Friday, June 15, 2018

By the Sword (1991) Mercedes Lackey

It’s been decades since I last read this book. Partially because I haven’t been much in the mood for straight-up fantasy, partially because I didn’t have it as an ebook, and partially because I was afraid it wouldn’t live up to my memories of it.

Kerowyn is the granddaughter of the sorceress Kethry, and has been keeping her family’s house since the death of her mother. An attack on the family that leaves Kerowyn one of the few able-bodied sends her on a rescue mission that changes her life forever.

This story is in three parts: first, the rescue that changes Kerowyn’s life and her martial training; second, her time as a mercenary and her meeting with the Herald Eldan; and finally her time as Captain and the war she becomes involved in.

So, how did the story hold up? Much better than I feared. The things I loved about the story are just as I remember them, first and foremost how sensible the more mundane parts of war and training are presented.

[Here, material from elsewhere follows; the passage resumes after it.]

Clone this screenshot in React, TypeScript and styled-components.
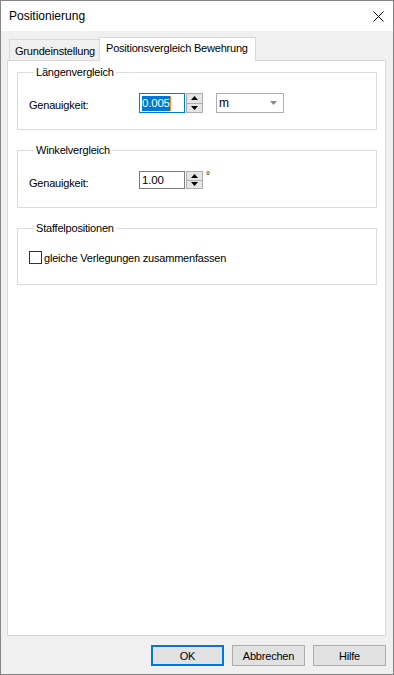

They were alert, they were armed with the kind of weapons they were most familiar with, and they looked determined. The boys had slings and bows; the old men, spears and crossbows; the women, knives, scythes, and threshing flails.

It takes Kero years of hard work to learn her fighting skills, even though she is deemed to be a natural talent–and that hard work included studying strategy and how supply lines work.

Although Kero is a mercenary, battle is not glorified, but presented as a dirty, unpleasant, and dangerous task full of waiting and uncomfortableness, including baking in the heat and freezing in the cold.

And having studied strategy, Kero uses her company in a way that works to their strengths, and tries to avoid their weaknesses.

When Kero had explained, as delicately as possible, her Company’s other specialty, Selenay had given her another pleasant surprise. “You mean you’re saboteurs?” she’d exclaimed with delight. “A whole Company of dirty tricksters? Bright Astera, why didn’t you say that before? For Haven’s sake, if anyone questions your tactics, send them to me, I’ll back you!”

That doesn’t mean there weren’t weaknesses–for as much research and work as put into the warfare, this bit hurt my head.

Definitely not natural. Those are fresh apples, pear season is over, grapes are ripe, but cherries won’t be for another moon, and apples don’t ripen until fall.

Apples, pears, and grapes are all ripe August to October, while cherries are ripe late spring to early summer. It’s a stupid nit to pick, but it really bothered me, since it’s just so wrong; I suppose it’s the disadvantage of modern grocery stories and fruit being available all seasons.

But aside from that, it really was fun to revisit the story, and discover that what I had remembered as liking so much was as strong as I remembered–especially for a book published in the very early 1990s.
Rating: 8/10

Publisher: DAW

Categories: 8/10, Fantasy, Female, Re-Read, Sword & Sorcery     Comments (0)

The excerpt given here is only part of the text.